- Trade show advertisement for the film's 1947 re-issue as Atlantic Episode
- Directed by: Roy Kellino
- Written by: Richard Llewellyn
- Story by: Alexander George
- Produced by: John Findlay
- Starring: James Mason Viki Dobson Eddie Pola
- Cinematography: Ronald Neame
- Edited by: Reginald Beck
- Music by: Colin Wark
- Production company: Fox-British Pictures
- Distributed by: Twentieth Century Fox (UK)
- Release date: July 1937 (UK);
- Running time: 71 minutes
- Country: United Kingdom
- Language: English

= Catch as Catch Can (1937 film) =

1937 British film by Roy Kellino

Catch as Catch Can (also known as Atlantic Episode and Crooked Passage) is a 1937 British crime film directed by Roy Kellino and starring James Mason, Vicky Dobson, Eddie Pola and Margaret Rutherford. It was written by Richard Llewellyn and produced as a quota quickie by Fox-British Pictures. On board a luxury liner, young Barbara Standish attempts to smuggle stolen jewels from France to America.

==Plot==
On board a liner bound for America, Barbara Standish intends to smuggle some diamonds into America, but her plan is rumbled by U.S. Customs Agent Robert Leyland. Because he has fallen in love with her, he does not arrest her, but instead suggests she goes back to Europe to return the gems. Also on the ship are a number of crooks, intent on stealing the jewels.

==Cast==
- James Mason as Robert Leyland
- Vicky Dobson as Barbara Standish
- Eddie Pola as Tony Canzari
- Finlay Currie as Al Parsons
- John Warwick as Eddie Fallon
- Margaret Rutherford as Maggie Carberry
- Paul Blake as Cornwallis
- Jimmy Mageean as Ben
- Paul Sheridan as Fournival
- Zoe Wynn as Mrs Kendall

== Reception ==
The Monthly Film Bulletin wrote: "The film has interest but is slow. Viki [sic] Dobson is so colourless as Barbara that we are not sufficiently anxious about her welfare. Eddie Pola and Finlay Currie supply the humour and James Mason makes an attractive hero."
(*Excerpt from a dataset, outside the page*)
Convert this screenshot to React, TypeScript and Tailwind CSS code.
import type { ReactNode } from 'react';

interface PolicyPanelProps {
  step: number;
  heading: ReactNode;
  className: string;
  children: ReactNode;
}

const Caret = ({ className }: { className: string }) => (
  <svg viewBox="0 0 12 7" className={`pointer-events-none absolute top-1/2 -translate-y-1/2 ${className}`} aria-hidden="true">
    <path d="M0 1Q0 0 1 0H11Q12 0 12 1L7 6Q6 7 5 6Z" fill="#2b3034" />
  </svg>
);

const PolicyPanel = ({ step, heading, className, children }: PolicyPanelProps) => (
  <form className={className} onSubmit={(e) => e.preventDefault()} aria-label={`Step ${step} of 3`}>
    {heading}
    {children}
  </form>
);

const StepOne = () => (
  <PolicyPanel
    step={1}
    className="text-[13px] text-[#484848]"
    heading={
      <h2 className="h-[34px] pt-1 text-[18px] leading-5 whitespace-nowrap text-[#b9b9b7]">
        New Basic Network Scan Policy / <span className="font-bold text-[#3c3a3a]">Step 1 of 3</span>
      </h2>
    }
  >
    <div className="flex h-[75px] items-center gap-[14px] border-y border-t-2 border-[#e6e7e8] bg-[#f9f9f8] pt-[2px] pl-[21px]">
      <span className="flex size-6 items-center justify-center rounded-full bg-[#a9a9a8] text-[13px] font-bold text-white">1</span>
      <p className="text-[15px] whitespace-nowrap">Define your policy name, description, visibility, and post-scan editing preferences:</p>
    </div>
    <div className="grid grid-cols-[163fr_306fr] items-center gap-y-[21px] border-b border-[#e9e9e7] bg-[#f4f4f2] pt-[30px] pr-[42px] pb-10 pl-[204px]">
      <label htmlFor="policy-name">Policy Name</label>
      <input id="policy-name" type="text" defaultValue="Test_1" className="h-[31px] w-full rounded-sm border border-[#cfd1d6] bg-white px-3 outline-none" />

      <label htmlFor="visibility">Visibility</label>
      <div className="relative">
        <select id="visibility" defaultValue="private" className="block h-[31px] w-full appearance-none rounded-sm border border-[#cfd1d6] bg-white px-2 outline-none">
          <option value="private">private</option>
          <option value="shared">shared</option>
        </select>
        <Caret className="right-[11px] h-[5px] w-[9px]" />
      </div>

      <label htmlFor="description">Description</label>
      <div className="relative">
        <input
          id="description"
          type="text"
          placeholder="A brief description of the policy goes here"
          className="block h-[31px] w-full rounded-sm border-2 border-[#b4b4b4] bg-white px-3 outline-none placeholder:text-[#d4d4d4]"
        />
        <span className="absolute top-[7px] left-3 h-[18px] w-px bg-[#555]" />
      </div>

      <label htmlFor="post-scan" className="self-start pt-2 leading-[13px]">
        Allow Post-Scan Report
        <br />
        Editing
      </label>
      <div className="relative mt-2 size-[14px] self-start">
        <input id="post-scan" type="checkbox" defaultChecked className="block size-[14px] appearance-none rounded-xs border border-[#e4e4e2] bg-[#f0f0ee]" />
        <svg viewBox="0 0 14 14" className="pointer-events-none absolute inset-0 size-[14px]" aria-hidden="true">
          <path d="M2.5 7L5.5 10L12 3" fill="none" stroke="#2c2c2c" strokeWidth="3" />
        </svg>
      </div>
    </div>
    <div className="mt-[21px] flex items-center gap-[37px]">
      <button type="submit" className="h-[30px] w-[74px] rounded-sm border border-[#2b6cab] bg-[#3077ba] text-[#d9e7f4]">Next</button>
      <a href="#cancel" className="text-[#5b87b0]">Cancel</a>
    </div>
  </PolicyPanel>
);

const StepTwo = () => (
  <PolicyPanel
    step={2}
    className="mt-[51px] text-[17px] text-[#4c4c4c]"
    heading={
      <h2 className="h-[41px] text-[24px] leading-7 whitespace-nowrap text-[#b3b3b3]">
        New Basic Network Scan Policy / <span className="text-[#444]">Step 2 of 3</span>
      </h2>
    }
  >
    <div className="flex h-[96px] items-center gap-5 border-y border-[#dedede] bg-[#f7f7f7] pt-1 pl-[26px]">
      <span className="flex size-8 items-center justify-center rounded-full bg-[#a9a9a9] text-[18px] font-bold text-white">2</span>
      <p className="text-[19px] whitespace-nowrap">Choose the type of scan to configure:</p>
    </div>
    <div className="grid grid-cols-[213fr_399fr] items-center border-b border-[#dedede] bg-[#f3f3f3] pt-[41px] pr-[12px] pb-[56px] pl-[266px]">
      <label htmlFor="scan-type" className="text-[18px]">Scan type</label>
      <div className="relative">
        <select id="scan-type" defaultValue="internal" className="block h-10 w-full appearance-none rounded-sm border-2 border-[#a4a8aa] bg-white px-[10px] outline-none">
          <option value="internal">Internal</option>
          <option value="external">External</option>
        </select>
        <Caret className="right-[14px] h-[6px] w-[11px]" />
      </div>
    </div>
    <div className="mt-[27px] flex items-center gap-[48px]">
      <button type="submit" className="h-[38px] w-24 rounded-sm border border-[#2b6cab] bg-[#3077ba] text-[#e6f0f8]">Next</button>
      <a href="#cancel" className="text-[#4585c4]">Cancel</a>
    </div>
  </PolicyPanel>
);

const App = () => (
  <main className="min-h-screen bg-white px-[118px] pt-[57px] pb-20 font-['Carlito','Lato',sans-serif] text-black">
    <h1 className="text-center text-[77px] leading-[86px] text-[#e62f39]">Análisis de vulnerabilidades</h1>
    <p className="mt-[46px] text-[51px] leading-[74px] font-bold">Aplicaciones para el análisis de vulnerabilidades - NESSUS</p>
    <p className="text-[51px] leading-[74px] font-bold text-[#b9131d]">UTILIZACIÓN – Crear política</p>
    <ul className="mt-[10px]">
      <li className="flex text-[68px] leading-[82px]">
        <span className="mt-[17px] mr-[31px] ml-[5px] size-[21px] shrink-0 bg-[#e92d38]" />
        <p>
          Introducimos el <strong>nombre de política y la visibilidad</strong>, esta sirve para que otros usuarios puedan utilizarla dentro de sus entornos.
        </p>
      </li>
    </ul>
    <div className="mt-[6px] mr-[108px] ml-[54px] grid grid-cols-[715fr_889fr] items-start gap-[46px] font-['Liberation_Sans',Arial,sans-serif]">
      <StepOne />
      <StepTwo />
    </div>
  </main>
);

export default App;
Kine Weekly wrote: "The attempt to establish American character and atmosphere falls by a long chalk, but the technical qualities are otherwise good, and the majority the players make the most of their chances. There is plenty of humour and an occasional thrill to give contrast."

The Daily Film Renter wrote: "Story is well staged but extremely involved, and shoot-up climax savours strongly of slapstick. Pleasant romantic interest, pithy American wisecracks, plus amusing Chicago thug portrayal by Eddie Pola, are main assets. Quota offering for masses."

Picture Show wrote: "Produced on the slick, swift-moving lines of the American gangster melodrama, this British production is quite entertaining. Action takes place on a liner, with a gang of crooks after a girl's diamonds, and a detective after the crooks. Efficiently acted, well set."